Osmanlı modernleşmesi, değişim, gelişim ve Batılılaşmak tartışmaları altında yürüyen bir süreçtir. Bu süreci anlayıp anlamlandırma ise ancak kuşatıcı bir bakışla mümkündür. Kuşatıcı bakış da; coğrafi kuşatıcı bakış, “millet” bağlamında kuşatıcı bakış ve karşılaştırmalı okuma ile mümkündür. Aksi bir tutum Osmanlı gerçeği ile uyuşmaz. Son derece büyük bir sahaya hükmeden ve farklı milletleri bünyesinde toplamış bir devletin, coğrafi olarak modernleşmesinin yalnızca Anadolu kıstas alınarak incelenmesi ne kadar isabetlidir? İlber Ortaylı “İmparatorluğun En Uzun Yüzyılı” kitabında bu konuda “Sadece Babıâli’yi ve Anadolu kıtasını göz önüne alarak Osmanlı İmparatorluğu’ndaki Batılılaşma ve değişimi kavrayamayız.” demektedir. Müslüman veya Türk-Müslüman tebaayı dikkate alarak Osmanlı İmparatorluğu’ndaki Batılılaşma ve değişimi kavramaya çalışmanın hata olacağı ortadadır. Zira denizcilik ile iştigal eden bir Rum topluluğu ile Anadolu’da ikamet eden bir Türk çiftçi topluluğun başından, 19. yüzyılda aynı şeylerin geçtiğini düşünmek abesle iştigal etmektir. Özetle tüm Osmanlı coğrafya ve milletlerini kapsayan kuşatıcı bir modernleşme perspektifi için mozaiğin muhtelif parçalarının birbirleri ile olan etkileşim ve birbirlerinden olan farklılıklarını hesaba katmak gerekir. Ortaylı söz konusu kitabındaki, kanaatimce en hayati katkılarından biri işbu indirgemeci yaklaşım tehlikesine karşı uyarmasıdır. Diğer bir hayati katkı ise değişimin normal ve her zaman mevcut olduğu uyarısıdır. Ortaylı, bu gerçeği “Her toplum zamanın akışı içinde sürekli değişim geçirir. Osmanlı toplumu da kuşkusuz bu genel kuralın dışında kalamaz” şeklinde ifade etmiştir. Bu noktada “Neden değişmeli?” sorusu anlamını yitirir çünkü değişim zorunlu ve kaçınılmazdır. Kaçınılmaz olan bir değişimde önemli olan değişimin niteliğidir ki o halde anlamlı olan soru “Nasıl değişmeli?” sorusudur. Bu soru sorulduğu anda değişimin bilincine varılmış olur ki Ortaylı’ya göre bu Batılılara has bir bilinçtir.
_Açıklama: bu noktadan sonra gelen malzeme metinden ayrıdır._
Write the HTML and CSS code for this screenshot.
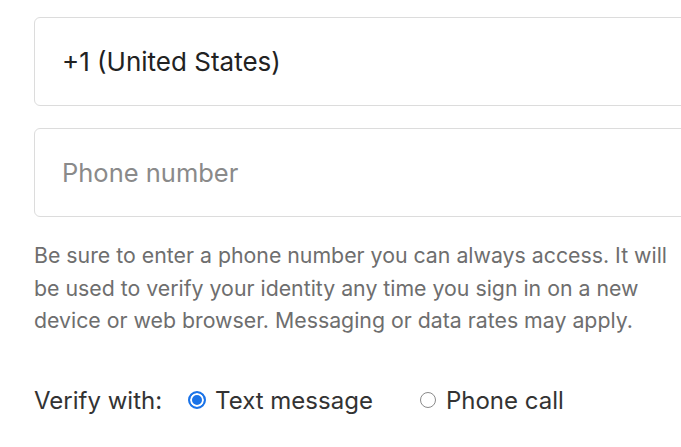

“Batı uygarlığı ve Batı toplumu bir değişimin toplumudur. Değişmeden duran toplum olur mu, diye sorulabilir; olmaz ama her toplum değişimin bilincine Batı kadar erken varmış değildir. Değişimi fark eden ve ona müdahale etmeye kalkan bir bilinçtir Batılılık.” İşte meselede budur. Değişim siz fark etmeseniz de vardır ve bu hali ile rahatsız edici değildir. Çünkü değişimi fark edenler, onu yönlendirebilir, hızlandırabilir hatta bunların sonucunda başkalarının değişimine müdahale edebilir. Bizim başımıza gelen de bundan ibarettir. Değişimin bilincine varmada gecikirseniz bu bilince varanlar size müdahale ettikleri andan itibaren değişim öncü olma imkânını yitirir ve artık bu bir yetişme mücadelesi halini alır. Osmanlı, devasa coğrafyası ve insan kaynağı ile Batı’nın kendisine müstağni kalamayacağı kadar cazip idi. Trajik bir tarihsel mirası devralmış olan Batı, bu müdahaleyi düşmanca hislerle yapmıştır. Yani dayatma, zorlama, cebir ve sömürü olarak. Bakın Kemal Karpat “Osmanlı Modernleşmesi” kitabında; “19. Yüzyılda Müslüman ülkeler, Batılı devletler (İngiltere, Fransa, Hollanda vs.) tarafından işgal edilerek bu devletlerin kendi görüşlerine ve çıkarlarına uygun bir değişimden, ‘’modernleşme’’ tecrübelerinden geçmişlerdir.” demektedir. Ortaylı’nın Batılılık tanımı bu açıdan önemlidir.
Ortaylı’nın kitabında, Batı’yı örnek alma bakımından ortak yönleri olan Japonya, Rusya ve İran modernleşmeleri ile Osmanlı modernleşmesi ile sıkça mukayese edilmektedir. Ezcümle; “Modernleşme eğitime yansıdıkça medrese çevresi ve ilmiye sınıfı bunun dışında kalıyor, devlet ve toplum hayatındaki eski egemen rolünü kaybetmeye başlıyordu. İran’ın modernleşmesi ile Osmanlı modernleşmesi arasındaki en önemli fark budur. İran’da âdeta ruhban sınıfı diyeceğimiz din adamları modern eğitimi de alarak yerlerini muhafaza edebilmişlerdi.” Görüldüğü gibi bu türden mukayeseler değişim hakkında daha kapsamlı fikirler edinmeyi kolaylaştırmaktadır.